Pensar como adultos pero sin dejar de comportarnos, de vez en cuando, como niños; ese sería el ideal. Ideal que Pessoa y yo tratábamos de cumplimentar, lográndolo muchas veces gracias a nuestro acercamiento psicológico y nuestra simpatía por los niños:

Fernando Pessoa adoraba a los niños. Él mismo lo confesaba. Era frecuente que sus familiares lo vieran jugar con sus sobrinos, aún pequeños, como si tuviera la misma edad. Para divertirse, solía improvisar poesías e historietas de ambiente fantástico y burlesco (POT, pos. 10508).

Le gusta, especialmente, divertir a los sobrinos y otros niños que frecuentan la casa. [...] Era extraordinariamente bueno con los niños pequeños. De algún modo, entraba en su pequeño mundo como si fuese su propio mundo. Como si tuviese su misma edad (CF, p. 121).

Así me manejaba yo con mis sobrinos cuando me tocaba cuidarlos algún sábado que se quedaban conmigo y con mi padre en el departamento de Samperio. Se divertían mucho con mis locuras. Una vez le prendí fuego a una ventosidad de Marcos (ver anotaciones del 5/1/7). En la terraza, en verano, nos tirábamos baldazos de agua, y en invierno juntábamos la caca de mi perra Flopi con una palita y la precipitábamos al vacío. No les recitaba poesías, pero sí cuentos fantásticos. Recuerdo uno que narraba la historia de un potrillo que se tiraba pedos de colores. Mis sobrinos adoraban esos cuentos y me adoraban a mí, porque siendo grande, me comportaba junto a ellos como un chico.
Hoy ya no tengo sobrinos a quien cuidar. Ya no tengo excusas para comportarme como niño, y es este un déficit en mi personalidad. Me imagino a Pessoa, con esa pinta de hombre serio, jugando con sus sobrinos, haciendo monerías, y sonrío, porque también a mí me consideran serio y casi nadie me imagina en ese trance. ¿Avergonzarme de hacer monerías frente a mis sobrinos? De ningún modo. “Sócrates no se avergonzaba de jugar con los niños” (Séneca, De la tranquilidad de ánimo, XVII). Tal vez cuando mis sobrinos se casen y tengan hijos me los traigan un fin de semana para que los cuide, y tal vez mi personalidad de niño renazca.

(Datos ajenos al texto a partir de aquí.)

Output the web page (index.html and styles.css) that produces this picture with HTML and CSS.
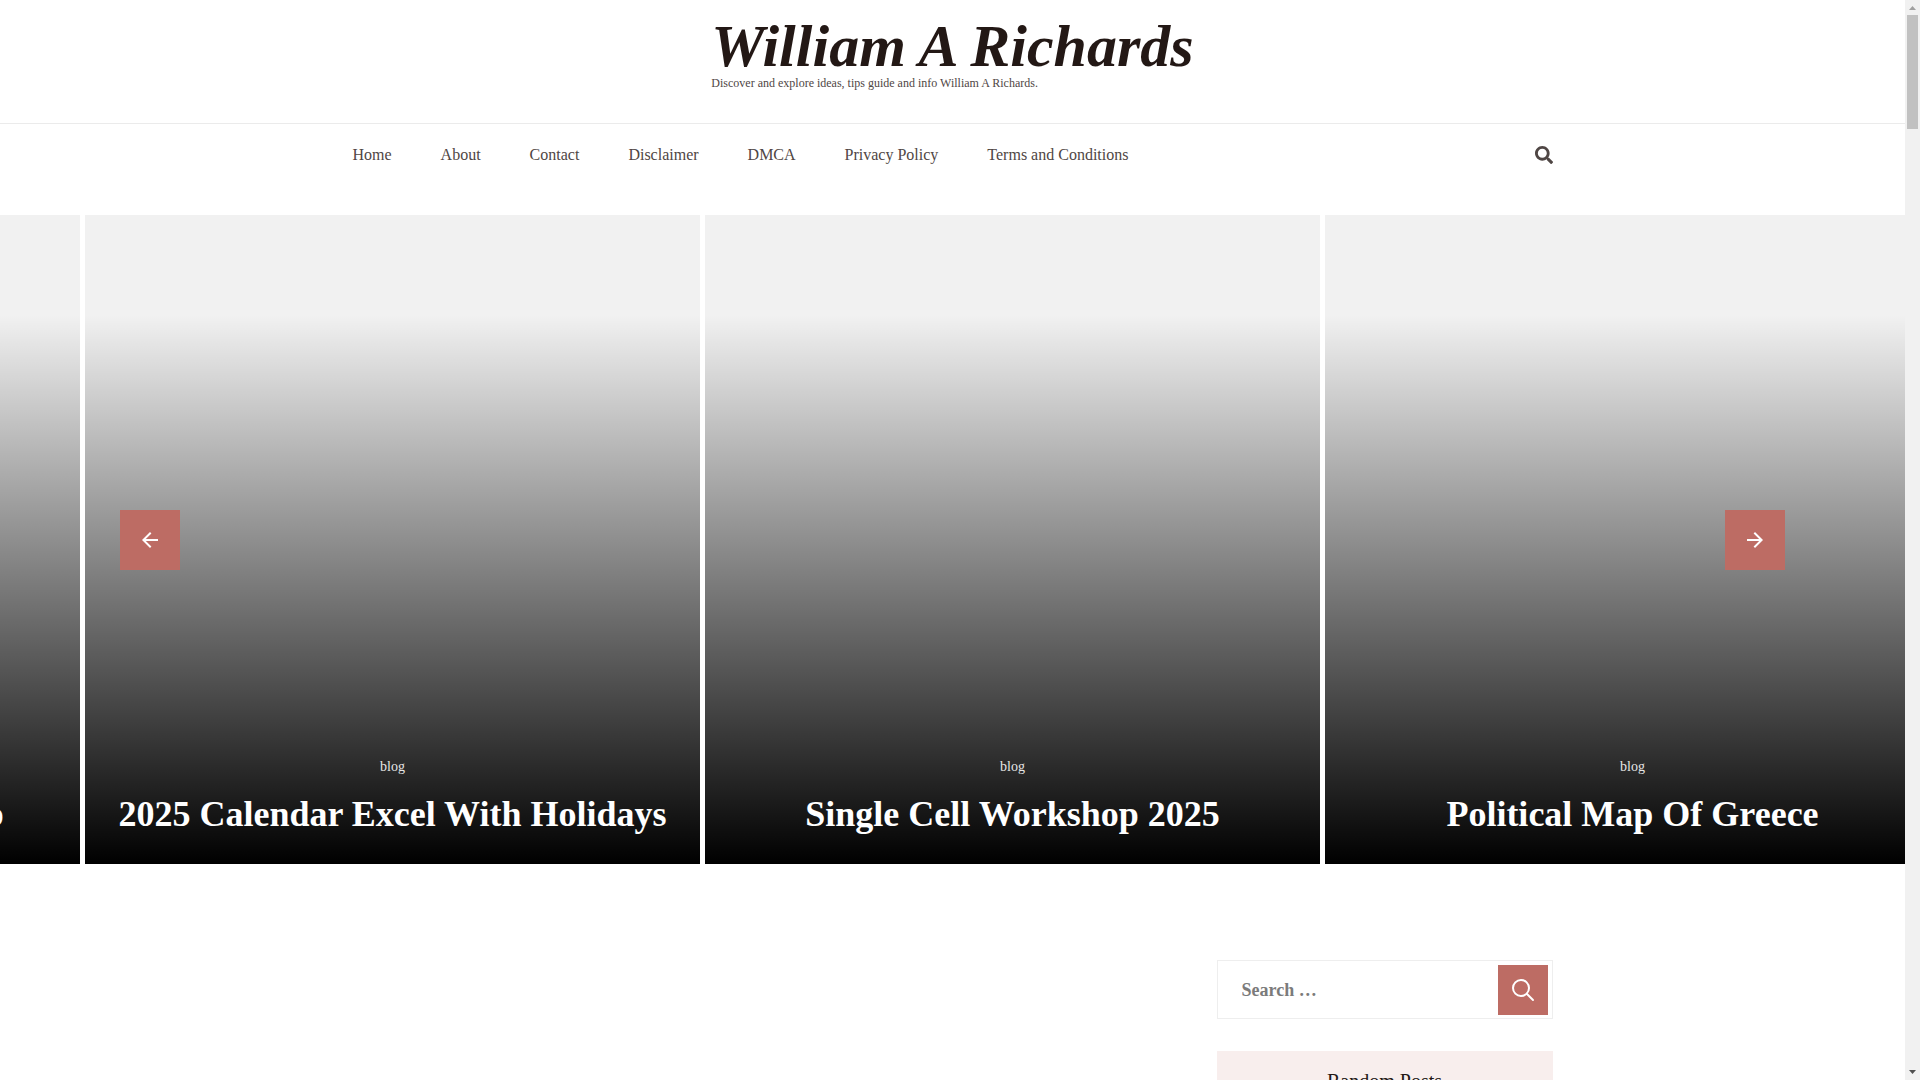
FILE: index.html
```html
<!DOCTYPE html>
<html lang="en">
<head>
    <meta charset="UTF-8">
    <meta name="viewport" content="width=device-width, initial-scale=1.0">
    <title>William A Richards</title>
    <link rel="stylesheet" href="styles.css">
</head>
<body>
    <div class="page">
        <header class="site-header">
            <div class="branding">
                <h1 class="site-title"><a href="#">William A Richards</a></h1>
                <p class="site-description">Discover and explore ideas, tips guide and info William A Richards.</p>
            </div>
            <div class="nav-bar">
                <div class="container nav-wrap">
                    <nav>
                        <ul class="menu">
                            <li><a href="#">Home</a></li>
                            <li><a href="#">About</a></li>
                            <li><a href="#">Contact</a></li>
                            <li><a href="#">Disclaimer</a></li>
                            <li><a href="#">DMCA</a></li>
                            <li><a href="#">Privacy Policy</a></li>
                            <li><a href="#">Terms and Conditions</a></li>
                        </ul>
                    </nav>
                    <button class="search-toggle" type="button" aria-label="Open search">
                        <svg viewBox="0 0 512 512" width="18" height="18"><path fill="currentColor" d="M505 442.700L405.300 343c-4.500-4.500-10.600-7-17-7H372c27.600-35.300 44-79.700 44-128C416 93.100 322.900 0 208 0S0 93.100 0 208s93.100 208 208 208c48.300 0 92.700-16.400 128-44v16.300c0 6.400 2.500 12.500 7 17l99.700 99.700c9.400 9.400 24.600 9.400 33.900 0l28.300-28.300c9.400-9.400 9.400-24.600.1-34zM208 336c-70.700 0-128-57.200-128-128 0-70.700 57.200-128 128-128 70.700 0 128 57.200 128 128 0 70.700-57.200 128-128 128z"/></svg>
                    </button>
                </div>
            </div>
        </header>

        <section class="banner">
            <div class="slides">
                <article class="slide">
                    <a class="category" href="#">blog</a>
                    <h2><a href="#">Modern Europe Political Map</a></h2>
                </article>
                <article class="slide">
                    <a class="category" href="#">blog</a>
                    <h2><a href="#">2025 Calendar Excel With Holidays</a></h2>
                </article>
                <article class="slide">
                    <a class="category" href="#">blog</a>
                    <h2><a href="#">Single Cell Workshop 2025</a></h2>
                </article>
                <article class="slide">
                    <a class="category" href="#">blog</a>
                    <h2><a href="#">Political Map Of Greece</a></h2>
                </article>
            </div>
            <button class="arrow prev" type="button" aria-label="Previous">
                <svg viewBox="0 0 16 16" width="16" height="16"><path fill="currentColor" d="M16 7H3.830l5.590-5.590L8 0 0 8l8 8 1.410-1.410L3.830 9H16z"/></svg>
            </button>
            <button class="arrow next" type="button" aria-label="Next">
                <svg viewBox="0 0 16 16" width="16" height="16"><path fill="currentColor" d="M8 0L6.590 1.410 12.170 7H0v2h12.170l-5.580 5.590L8 16l8-8z"/></svg>
            </button>
        </section>

        <div class="container content">
            <main></main>
            <aside class="sidebar">
                <form class="search-form">
                    <input type="search" placeholder="Search …" aria-label="Search for">
                    <button type="submit" aria-label="Search">
                        <svg viewBox="0 0 24 24" width="24" height="24"><g fill="none" stroke="currentColor" stroke-width="2" stroke-linecap="round"><circle cx="10" cy="10" r="8"/><path d="M16 16L22 22"/></g></svg>
                    </button>
                </form>
                <section class="widget">
                    <h2 class="widget-title">Random Posts</h2>
                </section>
            </aside>
        </div>
    </div>

    <div class="scrollbar">
        <svg viewBox="0 0 7 4" width="7" height="4"><path fill="#a0a0a0" d="M0 4L3.500 0L7 4z"/></svg>
        <div class="thumb"></div>
        <svg viewBox="0 0 7 4" width="7" height="4"><path fill="#505050" d="M0 0H7L3.500 4z"/></svg>
    </div>
</body>
</html>
```
FILE: styles.css
```css
*{
    margin: 0;
    padding: 0;
    box-sizing: border-box;
}

body{
    display: flex;
    height: 100vh;
    overflow: hidden;
    background: #fff;
    color: #231815;
    font-family: "Liberation Serif", "Times New Roman", serif;
}

a{
    color: inherit;
    text-decoration: none;
}

button{
    border: none;
    cursor: pointer;
}

svg{
    display: block;
}

.page{
    flex: 1;
    min-width: 0;
    overflow: hidden;
}

.container{
    max-width: 1200px;
    margin: 0 auto;
}

/* header */
.branding{
    width: fit-content;
    margin: 0 auto;
    padding: 16px 0 33px;
}

.site-title{
    font-size: 60px;
    line-height: 60px;
    font-style: italic;
    font-weight: 700;
}

.site-description{
    color: #4f4644;
    font-size: 12px;
    line-height: 14px;
}

.nav-bar{
    border-top: 1px solid #ebebeb;
    padding-bottom: 30px;
}

.nav-wrap{
    display: flex;
    justify-content: space-between;
    align-items: center;
    height: 61px;
    color: #4f4644;
}

.menu{
    display: flex;
    gap: 49px;
    list-style: none;
    font-size: 16px;
    line-height: 20px;
}

.search-toggle{
    background: none;
    color: inherit;
}

/* banner */
.banner{
    position: relative;
    overflow: hidden;
}

.slides{
    display: grid;
    grid-template-columns: repeat(4, 1fr);
    gap: 5px;
    margin: 0 -35px 0 -535px;
}

.slide{
    display: flex;
    flex-direction: column;
    justify-content: flex-end;
    align-items: center;
    min-height: 649px;
    padding: 30px;
    background: linear-gradient(to bottom, transparent 100px, #000 100%), #f1f1f1;
    color: #fff;
    text-align: center;
}

.category{
    margin-bottom: 16px;
    color: #e6e6e6;
    font-size: 14px;
    line-height: 22px;
}

.slide h2{
    font-size: 36px;
    line-height: 40px;
    font-weight: 700;
    white-space: nowrap;
}

.arrow{
    position: absolute;
    top: calc(50% - 30px);
    display: grid;
    place-items: center;
    width: 60px;
    height: 60px;
    background: #bd6c64;
    color: #fff;
}

.prev{
    left: 120px;
}

.next{
    right: 120px;
}

/* content */
.content{
    display: grid;
    grid-template-columns: 1fr 336px;
    padding-top: 96px;
}

.search-form{
    display: flex;
    align-items: center;
    margin-bottom: 32px;
    padding: 4px 4px 3px;
    border: 1px solid #eee;
}

.search-form input{
    flex: 1;
    min-width: 0;
    height: 49px;
    padding: 0 20px;
    border: none;
    outline: none;
    background: none;
    font-family: inherit;
    font-size: 18px;
    font-weight: 700;
}

.search-form input::placeholder{
    color: #7b7b7b;
}

.search-form button{
    display: grid;
    place-items: center;
    width: 50px;
    height: 50px;
    background: #bd6c64;
    color: #fff;
}

.widget-title{
    padding: 16px;
    background: #f8eeed;
    font-size: 20px;
    line-height: 28px;
    font-weight: 400;
    text-align: center;
}

/* scrollbar */
.scrollbar{
    display: flex;
    flex-direction: column;
    align-items: center;
    width: 15px;
    padding: 6px 0;
    background: #f1f1f1;
}

.thumb{
    width: 11px;
    height: 114px;
    margin: 5px 0 auto;
    background: #c1c1c1;
}
```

Espero que así sea, porque “si no os volviereis, y fuereis como niños, no entraréis en el reino de los cielos”[1]. 


[1] La explicación de la buena sintonía de Sócrates, de Pessoa y la mía con los niños puede buscarse, un poco jactanciosamente, en esta cita de Schopenhauer: "Las personas de alta mentalidad comunícanse mejor con las de inteligencia limitadísima que con las de un intelecto ordinario. [...] Los hombres de temple esforzado y los tiernos párvulos, forman las alianzas más estrechas" (Parerga y Paralipómena, vol. II, § 357).